EXERCISE AIM:
Write the listing below out again exactly, dropping the images.

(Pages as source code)
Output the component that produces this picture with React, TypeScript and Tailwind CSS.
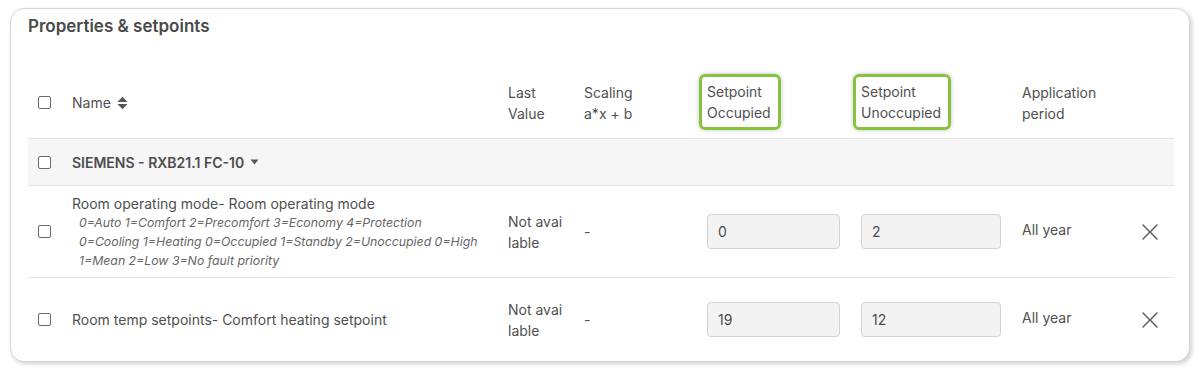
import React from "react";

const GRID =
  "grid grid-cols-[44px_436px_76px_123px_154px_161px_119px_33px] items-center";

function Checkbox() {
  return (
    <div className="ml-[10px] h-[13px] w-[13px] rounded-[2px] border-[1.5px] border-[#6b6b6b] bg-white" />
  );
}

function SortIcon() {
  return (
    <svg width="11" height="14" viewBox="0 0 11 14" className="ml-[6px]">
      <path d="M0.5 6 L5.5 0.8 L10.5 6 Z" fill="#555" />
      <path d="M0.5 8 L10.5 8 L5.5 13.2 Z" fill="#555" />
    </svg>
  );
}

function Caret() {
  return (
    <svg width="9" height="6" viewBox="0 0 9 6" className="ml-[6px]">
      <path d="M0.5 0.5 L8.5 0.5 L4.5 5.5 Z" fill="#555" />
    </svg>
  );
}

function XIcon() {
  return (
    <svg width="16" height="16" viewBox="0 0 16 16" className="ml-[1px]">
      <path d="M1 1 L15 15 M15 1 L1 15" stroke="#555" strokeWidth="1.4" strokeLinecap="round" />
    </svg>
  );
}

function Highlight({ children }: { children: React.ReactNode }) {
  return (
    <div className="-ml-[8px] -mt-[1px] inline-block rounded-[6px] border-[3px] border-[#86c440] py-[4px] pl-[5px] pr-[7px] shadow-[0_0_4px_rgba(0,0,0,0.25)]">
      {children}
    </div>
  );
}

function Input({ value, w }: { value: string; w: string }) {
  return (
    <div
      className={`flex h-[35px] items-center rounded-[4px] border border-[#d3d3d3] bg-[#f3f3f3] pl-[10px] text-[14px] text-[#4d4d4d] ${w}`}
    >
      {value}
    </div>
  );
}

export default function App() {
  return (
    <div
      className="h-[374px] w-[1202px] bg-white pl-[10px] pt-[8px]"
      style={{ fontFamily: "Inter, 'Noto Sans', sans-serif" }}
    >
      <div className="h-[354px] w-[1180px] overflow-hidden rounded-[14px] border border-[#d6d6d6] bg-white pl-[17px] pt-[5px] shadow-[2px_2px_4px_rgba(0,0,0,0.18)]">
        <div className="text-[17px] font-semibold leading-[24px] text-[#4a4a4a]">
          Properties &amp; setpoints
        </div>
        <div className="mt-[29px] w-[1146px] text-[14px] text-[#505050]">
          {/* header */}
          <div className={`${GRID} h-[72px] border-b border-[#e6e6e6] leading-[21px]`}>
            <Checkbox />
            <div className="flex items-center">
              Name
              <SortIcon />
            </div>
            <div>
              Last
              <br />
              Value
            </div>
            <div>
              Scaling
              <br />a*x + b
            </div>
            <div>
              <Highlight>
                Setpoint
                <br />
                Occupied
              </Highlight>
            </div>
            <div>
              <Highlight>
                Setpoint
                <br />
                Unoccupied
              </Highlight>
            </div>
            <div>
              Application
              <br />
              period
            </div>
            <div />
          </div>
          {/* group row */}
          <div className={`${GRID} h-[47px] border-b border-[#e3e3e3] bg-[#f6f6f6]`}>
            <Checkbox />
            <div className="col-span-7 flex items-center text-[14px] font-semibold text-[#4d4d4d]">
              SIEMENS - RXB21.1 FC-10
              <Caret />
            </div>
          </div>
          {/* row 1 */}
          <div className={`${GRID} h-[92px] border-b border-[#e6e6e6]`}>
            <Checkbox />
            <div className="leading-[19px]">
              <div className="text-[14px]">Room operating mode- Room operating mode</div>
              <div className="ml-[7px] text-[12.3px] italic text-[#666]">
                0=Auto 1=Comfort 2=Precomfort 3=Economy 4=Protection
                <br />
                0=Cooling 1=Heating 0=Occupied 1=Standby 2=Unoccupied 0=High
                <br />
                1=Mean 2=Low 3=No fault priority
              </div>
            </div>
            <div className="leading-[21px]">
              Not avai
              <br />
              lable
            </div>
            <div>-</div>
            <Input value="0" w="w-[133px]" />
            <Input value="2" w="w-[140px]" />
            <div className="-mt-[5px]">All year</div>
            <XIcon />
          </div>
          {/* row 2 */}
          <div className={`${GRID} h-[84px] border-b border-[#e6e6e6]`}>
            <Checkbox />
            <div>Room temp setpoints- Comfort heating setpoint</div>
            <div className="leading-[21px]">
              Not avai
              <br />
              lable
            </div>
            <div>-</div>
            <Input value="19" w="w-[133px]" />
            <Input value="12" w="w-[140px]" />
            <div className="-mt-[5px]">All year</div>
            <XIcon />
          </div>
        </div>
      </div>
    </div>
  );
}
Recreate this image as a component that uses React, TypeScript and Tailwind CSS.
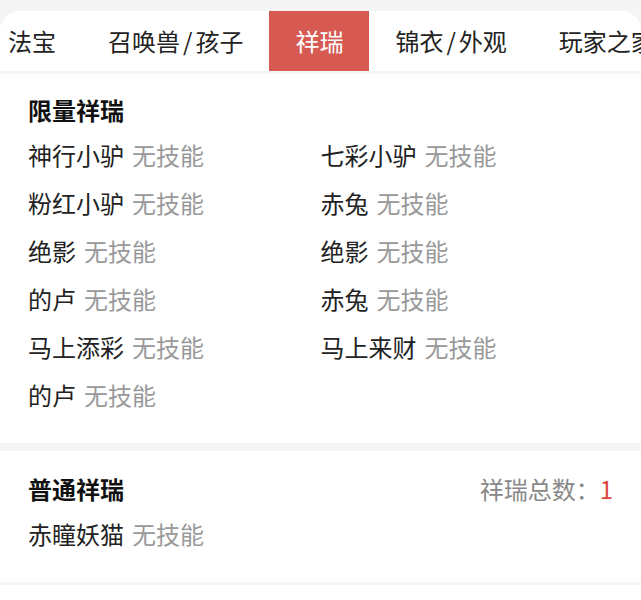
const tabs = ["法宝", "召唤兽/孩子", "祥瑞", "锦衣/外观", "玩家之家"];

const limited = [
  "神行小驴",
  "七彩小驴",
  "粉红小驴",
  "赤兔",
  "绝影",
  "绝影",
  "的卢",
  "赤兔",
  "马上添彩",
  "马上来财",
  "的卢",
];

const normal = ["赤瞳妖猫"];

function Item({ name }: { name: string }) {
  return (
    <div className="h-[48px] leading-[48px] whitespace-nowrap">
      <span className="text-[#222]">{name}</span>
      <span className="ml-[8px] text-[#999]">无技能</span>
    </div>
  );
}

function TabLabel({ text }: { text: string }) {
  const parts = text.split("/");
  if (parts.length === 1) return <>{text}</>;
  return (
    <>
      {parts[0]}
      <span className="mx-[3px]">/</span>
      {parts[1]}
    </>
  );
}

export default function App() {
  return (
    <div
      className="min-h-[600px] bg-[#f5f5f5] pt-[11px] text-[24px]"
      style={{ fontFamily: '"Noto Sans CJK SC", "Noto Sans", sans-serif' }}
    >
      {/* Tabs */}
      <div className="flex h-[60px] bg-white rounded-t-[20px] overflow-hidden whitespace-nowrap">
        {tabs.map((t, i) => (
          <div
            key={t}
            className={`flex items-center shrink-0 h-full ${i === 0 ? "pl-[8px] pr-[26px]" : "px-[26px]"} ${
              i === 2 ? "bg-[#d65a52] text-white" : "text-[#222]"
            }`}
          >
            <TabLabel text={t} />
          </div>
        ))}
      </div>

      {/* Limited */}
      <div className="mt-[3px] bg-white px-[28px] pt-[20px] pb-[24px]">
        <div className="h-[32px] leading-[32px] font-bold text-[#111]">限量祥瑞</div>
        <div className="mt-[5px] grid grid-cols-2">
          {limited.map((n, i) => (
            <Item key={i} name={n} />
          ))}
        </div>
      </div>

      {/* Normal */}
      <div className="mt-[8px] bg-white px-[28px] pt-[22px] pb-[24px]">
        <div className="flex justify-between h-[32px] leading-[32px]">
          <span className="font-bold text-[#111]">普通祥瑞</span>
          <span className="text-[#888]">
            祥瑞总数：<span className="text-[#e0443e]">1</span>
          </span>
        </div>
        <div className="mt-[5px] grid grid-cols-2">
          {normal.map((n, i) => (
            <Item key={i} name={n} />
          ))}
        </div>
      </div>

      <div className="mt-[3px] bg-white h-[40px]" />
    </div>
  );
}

WRITTEN ANSWER:
Output the component that produces this picture with React, TypeScript and Tailwind CSS.
import React from "react";

const GRID =
  "grid grid-cols-[44px_436px_76px_123px_154px_161px_119px_33px] items-center";

function Checkbox() {
  return (
    <div className="ml-[10px] h-[13px] w-[13px] rounded-[2px] border-[1.5px] border-[#6b6b6b] bg-white" />
  );
}

function SortIcon() {
  return (
    <svg width="11" height="14" viewBox="0 0 11 14" className="ml-[6px]">
      <path d="M0.5 6 L5.5 0.8 L10.5 6 Z" fill="#555" />
      <path d="M0.5 8 L10.5 8 L5.5 13.2 Z" fill="#555" />
    </svg>
  );
}

function Caret() {
  return (
    <svg width="9" height="6" viewBox="0 0 9 6" className="ml-[6px]">
      <path d="M0.5 0.5 L8.5 0.5 L4.5 5.5 Z" fill="#555" />
    </svg>
  );
}

function XIcon() {
  return (
    <svg width="16" height="16" viewBox="0 0 16 16" className="ml-[1px]">
      <path d="M1 1 L15 15 M15 1 L1 15" stroke="#555" strokeWidth="1.4" strokeLinecap="round" />
    </svg>
  );
}

function Highlight({ children }: { children: React.ReactNode }) {
  return (
    <div className="-ml-[8px] -mt-[1px] inline-block rounded-[6px] border-[3px] border-[#86c440] py-[4px] pl-[5px] pr-[7px] shadow-[0_0_4px_rgba(0,0,0,0.25)]">
      {children}
    </div>
  );
}

function Input({ value, w }: { value: string; w: string }) {
  return (
    <div
      className={`flex h-[35px] items-center rounded-[4px] border border-[#d3d3d3] bg-[#f3f3f3] pl-[10px] text-[14px] text-[#4d4d4d] ${w}`}
    >
      {value}
    </div>
  );
}

export default function App() {
  return (
    <div
      className="h-[374px] w-[1202px] bg-white pl-[10px] pt-[8px]"
      style={{ fontFamily: "Inter, 'Noto Sans', sans-serif" }}
    >
      <div className="h-[354px] w-[1180px] overflow-hidden rounded-[14px] border border-[#d6d6d6] bg-white pl-[17px] pt-[5px] shadow-[2px_2px_4px_rgba(0,0,0,0.18)]">
        <div className="text-[17px] font-semibold leading-[24px] text-[#4a4a4a]">
          Properties &amp; setpoints
        </div>
        <div className="mt-[29px] w-[1146px] text-[14px] text-[#505050]">
          {/* header */}
          <div className={`${GRID} h-[72px] border-b border-[#e6e6e6] leading-[21px]`}>
            <Checkbox />
            <div className="flex items-center">
              Name
              <SortIcon />
            </div>
            <div>
              Last
              <br />
              Value
            </div>
            <div>
              Scaling
              <br />a*x + b
            </div>
            <div>
              <Highlight>
                Setpoint
                <br />
                Occupied
              </Highlight>
            </div>
            <div>
              <Highlight>
                Setpoint
                <br />
                Unoccupied
              </Highlight>
            </div>
            <div>
              Application
              <br />
              period
            </div>
            <div />
          </div>
          {/* group row */}
          <div className={`${GRID} h-[47px] border-b border-[#e3e3e3] bg-[#f6f6f6]`}>
            <Checkbox />
            <div className="col-span-7 flex items-center text-[14px] font-semibold text-[#4d4d4d]">
              SIEMENS - RXB21.1 FC-10
              <Caret />
            </div>
          </div>
          {/* row 1 */}
          <div className={`${GRID} h-[92px] border-b border-[#e6e6e6]`}>
            <Checkbox />
            <div className="leading-[19px]">
              <div className="text-[14px]">Room operating mode- Room operating mode</div>
              <div className="ml-[7px] text-[12.3px] italic text-[#666]">
                0=Auto 1=Comfort 2=Precomfort 3=Economy 4=Protection
                <br />
                0=Cooling 1=Heating 0=Occupied 1=Standby 2=Unoccupied 0=High
                <br />
                1=Mean 2=Low 3=No fault priority
              </div>
            </div>
            <div className="leading-[21px]">
              Not avai
              <br />
              lable
            </div>
            <div>-</div>
            <Input value="0" w="w-[133px]" />
            <Input value="2" w="w-[140px]" />
            <div className="-mt-[5px]">All year</div>
            <XIcon />
          </div>
          {/* row 2 */}
          <div className={`${GRID} h-[84px] border-b border-[#e6e6e6]`}>
            <Checkbox />
            <div>Room temp setpoints- Comfort heating setpoint</div>
            <div className="leading-[21px]">
              Not avai
              <br />
              lable
            </div>
            <div>-</div>
            <Input value="19" w="w-[133px]" />
            <Input value="12" w="w-[140px]" />
            <div className="-mt-[5px]">All year</div>
            <XIcon />
          </div>
        </div>
      </div>
    </div>
  );
}
Recreate this image as a component that uses React, TypeScript and Tailwind CSS.
const tabs = ["法宝", "召唤兽/孩子", "祥瑞", "锦衣/外观", "玩家之家"];

const limited = [
  "神行小驴",
  "七彩小驴",
  "粉红小驴",
  "赤兔",
  "绝影",
  "绝影",
  "的卢",
  "赤兔",
  "马上添彩",
  "马上来财",
  "的卢",
];

const normal = ["赤瞳妖猫"];

function Item({ name }: { name: string }) {
  return (
    <div className="h-[48px] leading-[48px] whitespace-nowrap">
      <span className="text-[#222]">{name}</span>
      <span className="ml-[8px] text-[#999]">无技能</span>
    </div>
  );
}

function TabLabel({ text }: { text: string }) {
  const parts = text.split("/");
  if (parts.length === 1) return <>{text}</>;
  return (
    <>
      {parts[0]}
      <span className="mx-[3px]">/</span>
      {parts[1]}
    </>
  );
}

export default function App() {
  return (
    <div
      className="min-h-[600px] bg-[#f5f5f5] pt-[11px] text-[24px]"
      style={{ fontFamily: '"Noto Sans CJK SC", "Noto Sans", sans-serif' }}
    >
      {/* Tabs */}
      <div className="flex h-[60px] bg-white rounded-t-[20px] overflow-hidden whitespace-nowrap">
        {tabs.map((t, i) => (
          <div
            key={t}
            className={`flex items-center shrink-0 h-full ${i === 0 ? "pl-[8px] pr-[26px]" : "px-[26px]"} ${
              i === 2 ? "bg-[#d65a52] text-white" : "text-[#222]"
            }`}
          >
            <TabLabel text={t} />
          </div>
        ))}
      </div>

      {/* Limited */}
      <div className="mt-[3px] bg-white px-[28px] pt-[20px] pb-[24px]">
        <div className="h-[32px] leading-[32px] font-bold text-[#111]">限量祥瑞</div>
        <div className="mt-[5px] grid grid-cols-2">
          {limited.map((n, i) => (
            <Item key={i} name={n} />
          ))}
        </div>
      </div>

      {/* Normal */}
      <div className="mt-[8px] bg-white px-[28px] pt-[22px] pb-[24px]">
        <div className="flex justify-between h-[32px] leading-[32px]">
          <span className="font-bold text-[#111]">普通祥瑞</span>
          <span className="text-[#888]">
            祥瑞总数：<span className="text-[#e0443e]">1</span>
          </span>
        </div>
        <div className="mt-[5px] grid grid-cols-2">
          {normal.map((n, i) => (
            <Item key={i} name={n} />
          ))}
        </div>
      </div>

      <div className="mt-[3px] bg-white h-[40px]" />
    </div>
  );
}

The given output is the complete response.